Lembranças do passado do sistema prisional e a guerra política nos bastidores
Jessé Souza*
Há um movimento preocupante nos bastidores políticos do sistema prisional roraimense, diante do alerta que parte do Rio Grande do Norte, onde os criminosos tentam impor suas regras se aproveitando da situação precária dos presídios e de erros administrativos, problemas que vêm de longas datas. Por aqui, começaram a surgir denúncias tanto por parte de famílias dos presos e de servidores que alegam perseguição e assédio moral, conforme começou a ser exposto no artigo de ontem.
Apesar de algumas denúncias terem fundo de verdade, como perseguições e a histórica questão precária do sistema carcerário, existe em curso uma outra guerra não menos preocupante. Os servidores do sistema prisional estão metidos não somente numa disputa política, como também partidária, pois a categoria conseguiu eleger um deputado para representá-los mediante a promessa de que eles teriam ingerência para indicar um novo secretário de Justiça e Cidadania.

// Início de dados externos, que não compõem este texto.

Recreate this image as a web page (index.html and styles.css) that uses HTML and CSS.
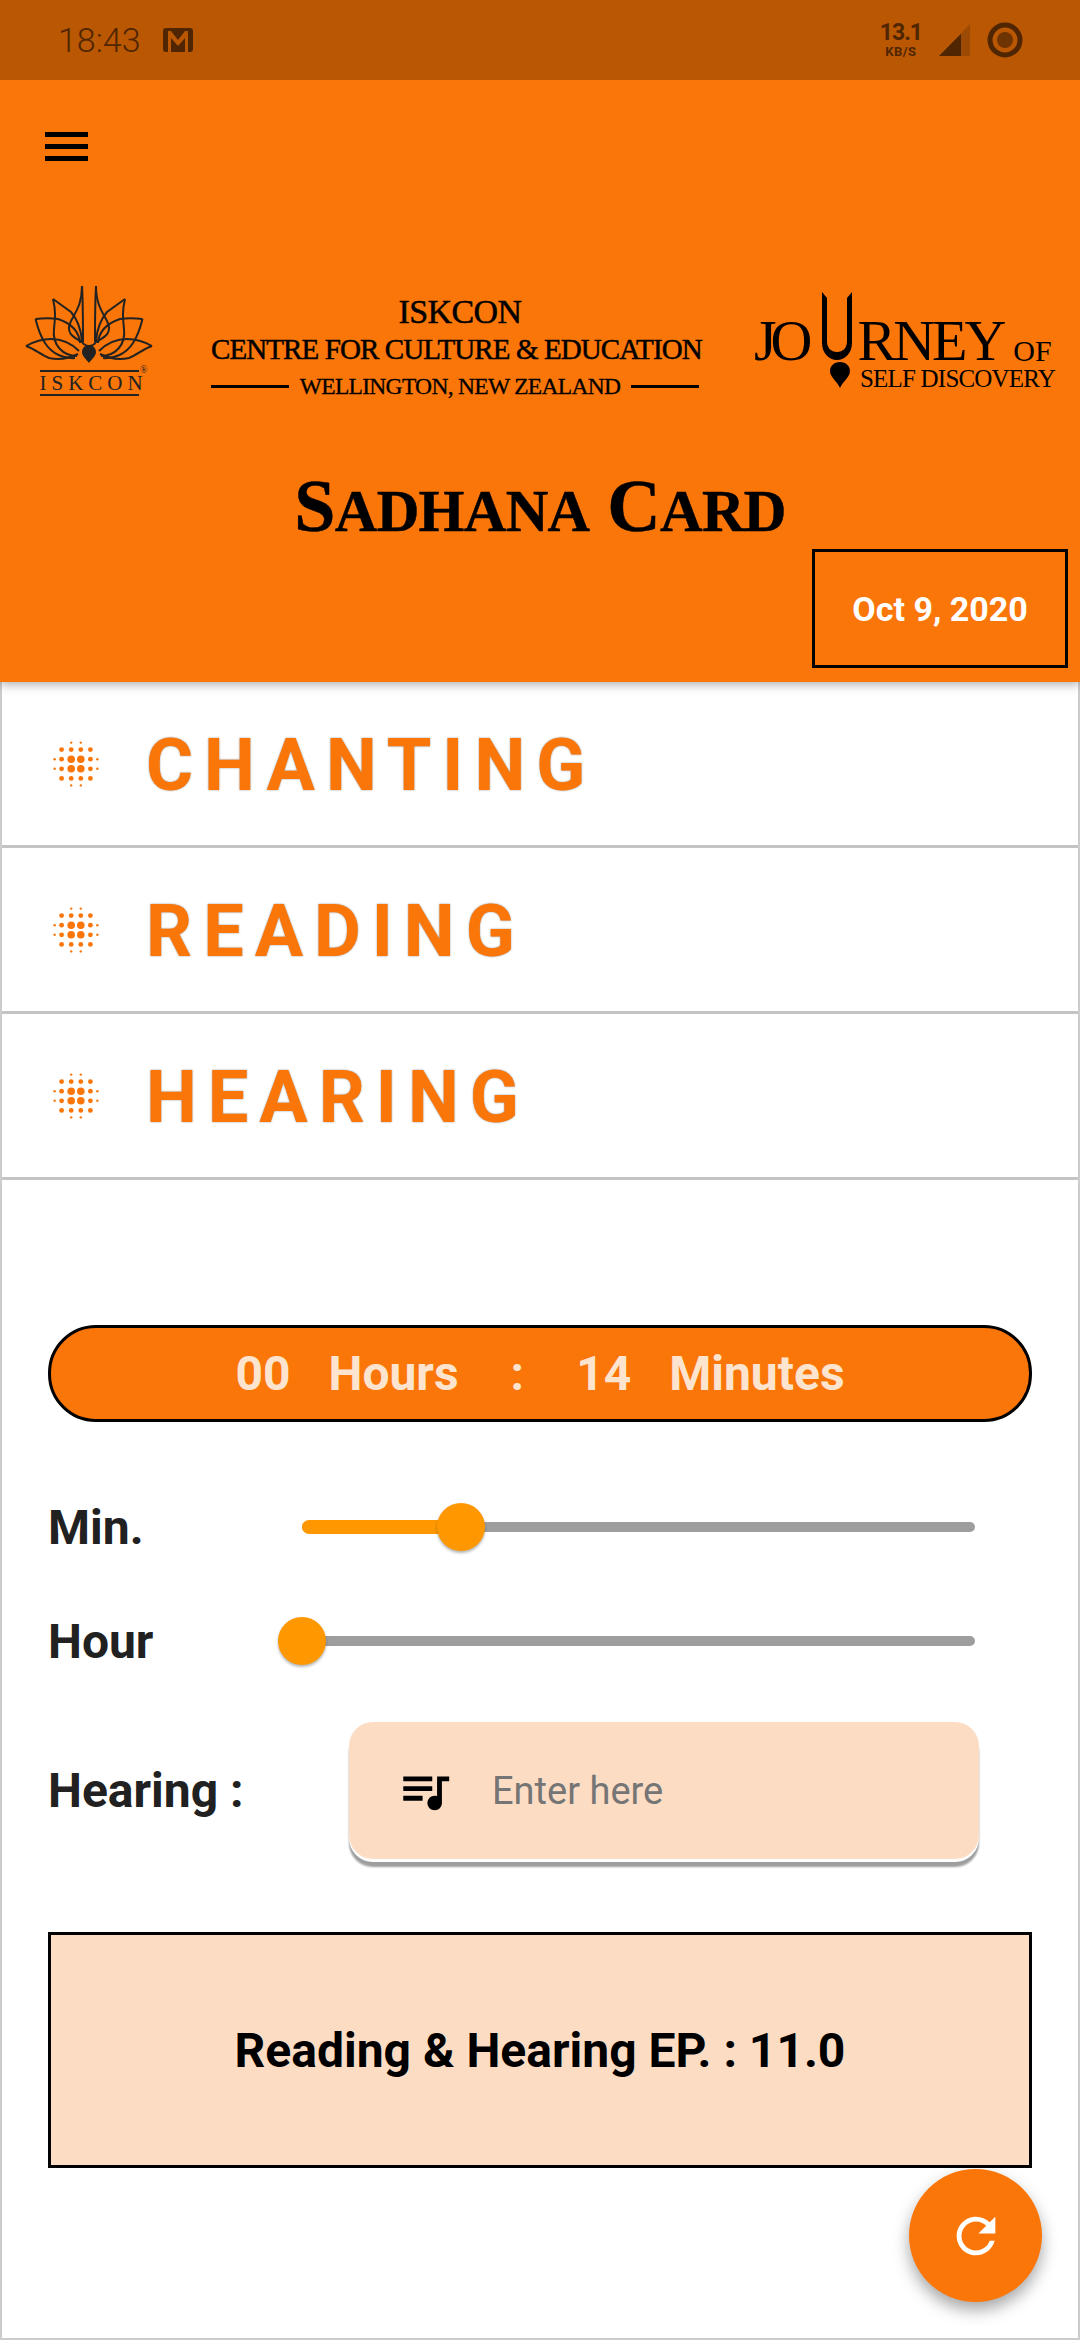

O fato é que o sistema prisional funcionou sob uma intervenção federal por um período, impondo uma administração austera, ignorando privilégios que servidores estavam habituados no passado, os quais acabaram por fragilizar o sistema de alguma maneira. Se o governo não tiver pulso o suficiente para frear os privilégios e desmandos que se desenha atualmente, pode-se perder o controle tudo, abrindo margem para a retomada da escalada da violência a partir dos presídios, onde estão os cabeças do crime organizado.
Não significa necessariamente que existam policiais penais em conluio com facções ou lideranças criminosas. Mas o passado recente já comprovou que excesso de privilégios acaba refletindo também no controle do sistema, com falhas graves e brechas para que presos perigosos também possam se aproveitar para conquistar os seus privilégios, benesses essas que passaram a ser acompanhadas de perto pelos interventores federais, os quais não vieram para ficar e que já cumpriram sua missão, ficando somente o secretário e o adjunto daquela época da intervenção, os quais ficaram gerindo o sistema para que não voltemos a viver o caos de 2018.
A queda de braço política dentro do sistema não é um bom sinal, pois não se pode confundir garantias legais a quaisquer categorias com abrandamento de normas e padrões de uma instituição, ou conceção de privilégios negociada por meio do voto. Isso nunca deu certo, o que pode ser visto na eleição e reeleição de policiais civis e militares, bem como delegado. Esses mandatos têm servido mais para garantir privilégios do que para melhorar a Segurança Pública.
Pelo contrário, o excesso de privilégios levou um grupo de policiais militares cedidos e lotados na Assembleia Legislativa ao envolvimento no rumoroso caso do sequestro e tortura de um casal de jornalistas, um triste e preocupante episódio que jamais poderá ser esquecido pela sociedade roraimense. E esse mesmo excesso ou falta de ordem tornou a Penitenciária Agrícola de Monte Cristo, não faz muito tempo, em uma verdadeira feira-livre entremuros e colônia de férias para líderes do crime.
Não se pode esquecer que, na última crise do sistema prisional, em 2018, a Polícia Federal descobriu, durante uma operação que investigava um esquema de fornecimento de comida para os presídios, uma forte suspeita de outro esquema: o de compra de votos que acabara de eleger um deputado estadual, o qual chegou a ser preso e que assumiu o mandato com uma tornozeleira. Então, há muito o que se refletir sobre o que está ocorrendo neste exato momento.
A maior preocupação é em relação a esta guerra política que se desenha nos bastidores, que pode levar o Governo do Estado a perder o controle do sistema, dentro do joguete do toma-lá-dá-cá, que é um passo para o crime organizado ganhar fôlego dentro dos presídios e para que bandidos voltem a dar ordens para uma nova escalada de violência dentro e fora dos muros das cadeias. É uma questão muito séria e que precisa fazer parte da preocupação das autoridades.
Afinal, o sistema prisional do Rio Grande do Norte passou por intervenção federal antes do Estado de Roraima. Como forças políticas e outros poderes não tão ocultos assim foram minando o controle do sistema, o caos voltou a se estabelecer naquele Estado, com bandidos tocando o terror em 30 cidades, se valendo das condições dos presídios para conquistar privilégios e manterem seu poder dentro e fora das cadeias. Se aqui o sistema ceder, teremos a volta daquele cenário de terror semelhante ao enfrentado no RN e que já vivenciamos no passado.